There is so much competition and so many young PR professionals trying to break into the industry and land a good job. I will do my best to ensure that I have the skills employers are looking for, and if that requires me to spend hours on my computer then so be it.

At first I started showing an interest in social media and web 2.0 because I was assigned to do so. Now I do it out of pure interest. I have learned more online then I have in many of my classes.

I feel like if I miss a day then I will fall behind. There are so many people talking about such fascinating things and I want to be a part of the conversations. There is just so much going on.

So tell me, how much is too much? When do you draw the line? Are you an addict?

Real life PR?

I am so excited to be a part of the Easter Seals Conn Smythe Sports Celebrities Dinner & Auction this Wednesday evening. As a part of our program at Centennial we are required to do free PR work, and I am fortunate to work with the Easter Seals.
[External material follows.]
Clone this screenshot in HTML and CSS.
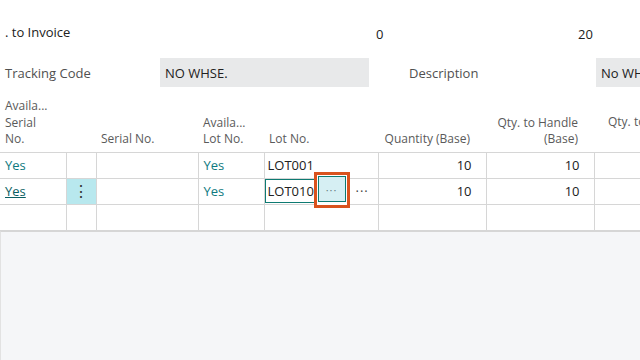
FILE: index.html
```html
<!DOCTYPE html>
<html lang="en">
<head>
  <meta charset="UTF-8" />
  <title>Item Tracking Lines</title>
  <link rel="stylesheet" href="styles.css">
</head>
<body>
  <section class="header-fields">
    <div class="field-row top-cut">
      <span class="label"></span>
      <span class="num first">-</span>
    </div>
    <div class="field-row">
      <span class="label">. to Invoice</span>
      <span class="num first">0</span>
      <span class="num second">20</span>
    </div>
    <div class="field-row tracking">
      <span class="label">Tracking Code</span>
      <span class="box code-box">NO WHSE.</span>
      <span class="label desc">Description</span>
      <span class="box desc-box">No WHSE.</span>
    </div>
  </section>

  <section class="lines">
    <table>
      <colgroup>
        <col class="c-avail">
        <col class="c-menu">
        <col class="c-serial">
        <col class="c-avail-lot">
        <col class="c-lot">
        <col class="c-qty">
        <col class="c-handle">
        <col class="c-rest">
      </colgroup>
      <thead>
        <tr>
          <th>Availa...<br>Serial<br>No.</th>
          <th></th>
          <th>Serial No.</th>
          <th>Availa...<br>Lot No.</th>
          <th>Lot No.</th>
          <th class="right">Quantity (Base)</th>
          <th class="right">Qty. to Handle<br>(Base)</th>
          <th class="cut">Qty. to Invoice</th>
        </tr>
      </thead>
      <tbody>
        <tr>
          <td class="yes">Yes</td>
          <td></td>
          <td></td>
          <td class="yes">Yes</td>
          <td class="lot">LOT001</td>
          <td class="right">10</td>
          <td class="right">10</td>
          <td></td>
        </tr>
        <tr class="current">
          <td class="yes link">Yes</td>
          <td class="row-menu">&#8942;</td>
          <td></td>
          <td class="yes">Yes</td>
          <td class="lot editing">
            <div class="edit-wrap">
              <span class="edit-box">LOT010</span>
              <span class="assist"><span class="assist-btn">&middot;&middot;&middot;</span></span>
              <span class="more">&middot;&middot;&middot;</span>
            </div>
          </td>
          <td class="right">10</td>
          <td class="right">10</td>
          <td></td>
        </tr>
        <tr>
          <td></td><td></td><td></td><td></td><td></td><td></td><td></td><td></td>
        </tr>
      </tbody>
    </table>
    <div class="empty-area"></div>
  </section>
</body>
</html>
```

FILE: styles.css
```css
* {
  box-sizing: border-box;
}

body {
  margin: 0;
  width: 640px;
  height: 360px;
  overflow: hidden;
  background: white;
  font-family: "Open Sans", "Liberation Sans", sans-serif;
  font-size: 13px;
  color: #212121;
  display: flex;
  flex-direction: column;
}

.header-fields {
  display: flex;
  flex-direction: column;
}

.field-row {
  display: flex;
  align-items: center;
  height: 29px;
}

.top-cut {
  height: 10px;
  margin-top: -7px;
}

.field-row .label {
  width: 160px;
  padding-left: 5px;
  color: #212121;
}

.field-row .num.first {
  margin-left: 216px;
  width: 10px;
}

.field-row .num.second {
  margin-left: 192px;
}

.field-row:nth-child(2) {
  margin-top: 14px;
}

.field-row:nth-child(2) .num {
  padding-top: 5px;
}

.tracking {
  margin-top: 12px;
}

.tracking .label {
  color: #505050;
}

.box {
  background: #e8e9ea;
  height: 29px;
  display: flex;
  align-items: center;
  padding-left: 5px;
}

.code-box {
  width: 209px;
}

.tracking .desc {
  margin-left: 40px;
  width: 187px;
  padding-left: 0;
}

.desc-box {
  flex: 1;
  white-space: nowrap;
  overflow: hidden;
}

.lines {
  margin-top: 8px;
  flex: 1;
  display: flex;
  flex-direction: column;
}

table {
  border-collapse: collapse;
  table-layout: fixed;
  width: 660px;
}

.c-avail { width: 66px; }
.c-menu { width: 30px; }
.c-serial { width: 102px; }
.c-avail-lot { width: 66px; }
.c-lot { width: 114px; }
.c-qty { width: 108px; }
.c-handle { width: 108px; }
.c-rest { width: 66px; }

th {
  font-weight: normal;
  color: #5a5a5a;
  font-size: 12px;
  line-height: 16.5px;
  text-align: left;
  vertical-align: bottom;
  padding: 0 8px 4px 5px;
  height: 57px;
  white-space: nowrap;
  overflow: hidden;
}

th.right {
  text-align: right;
  padding-right: 16px;
}

th.cut {
  padding-left: 14px;
  vertical-align: top;
  padding-top: 19px;
}

td {
  height: 26px;
  padding: 0 8px 0 5px;
  border: 1px solid #d6d6d6;
  white-space: nowrap;
  overflow: hidden;
}

td:first-child {
  border-left: none;
}

td.right {
  text-align: right;
  padding-right: 14px;
}

td.yes {
  color: #0e7a80;
}

td.link {
  text-decoration: underline;
  color: #0b5f63;
}

td.lot {
  padding-left: 3px;
}

td.row-menu {
  background: #b8e8ee;
  text-align: center;
  padding: 0;
  font-size: 16px;
  color: #333;
}

td.editing {
  padding: 0;
  overflow: visible;
  position: relative;
  z-index: 1;
}

.edit-wrap {
  display: flex;
  align-items: center;
  height: 24px;
}

.edit-box {
  border: 1px solid #0e7a72;
  border-right: none;
  height: 24px;
  width: 50px;
  padding-left: 2px;
  display: flex;
  align-items: center;
}

.assist {
  border: 3px solid #d9531e;
  width: 36px;
  height: 36px;
  flex-shrink: 0;
  margin-left: -1px;
  margin-top: -2px;
  display: flex;
  background: white;
}

.assist-btn {
  flex: 1;
  margin: 1px 1px 3px 1px;
  background: #d6eff3;
  border: 1px solid #0e7a72;
  color: #6a7d80;
  font-size: 11px;
  display: flex;
  align-items: center;
  justify-content: center;
  letter-spacing: 1px;
}

.more {
  margin-left: 6px;
  color: #444;
  letter-spacing: 1px;
}

.empty-area {
  flex: 1;
  background: #f5f6f8;
  border-top: 1px solid #d6d6d6;
  border-left: 1px solid #e2e2e2;
}
```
I have been involved with events at school such as Talk is Cheap, but nothing as major as something like this. I will be working with the communications team signing in media, which I think is totally exciting. In class we did a mock news conference where we had fake media sign-in sheets, but this is something else.

The event (in its 57th year) is Canada’s longest running sports celebrities’ dinner. More then 1000 will attend in support of Ontario’s kids with physical disabilities.

I am slightly intimidated by the whole process to be quite honest. Not just participating in the event, but doing real PR work. Its one thing to hand in a news release to an instructor, but I would be writing pieces that could potentially turn up in the news!

So I hope that over the next few months I will be able to share my experiences with you and that you will do the same.

Internships are also fast approaching…anyone else incredibly nervous about interviews???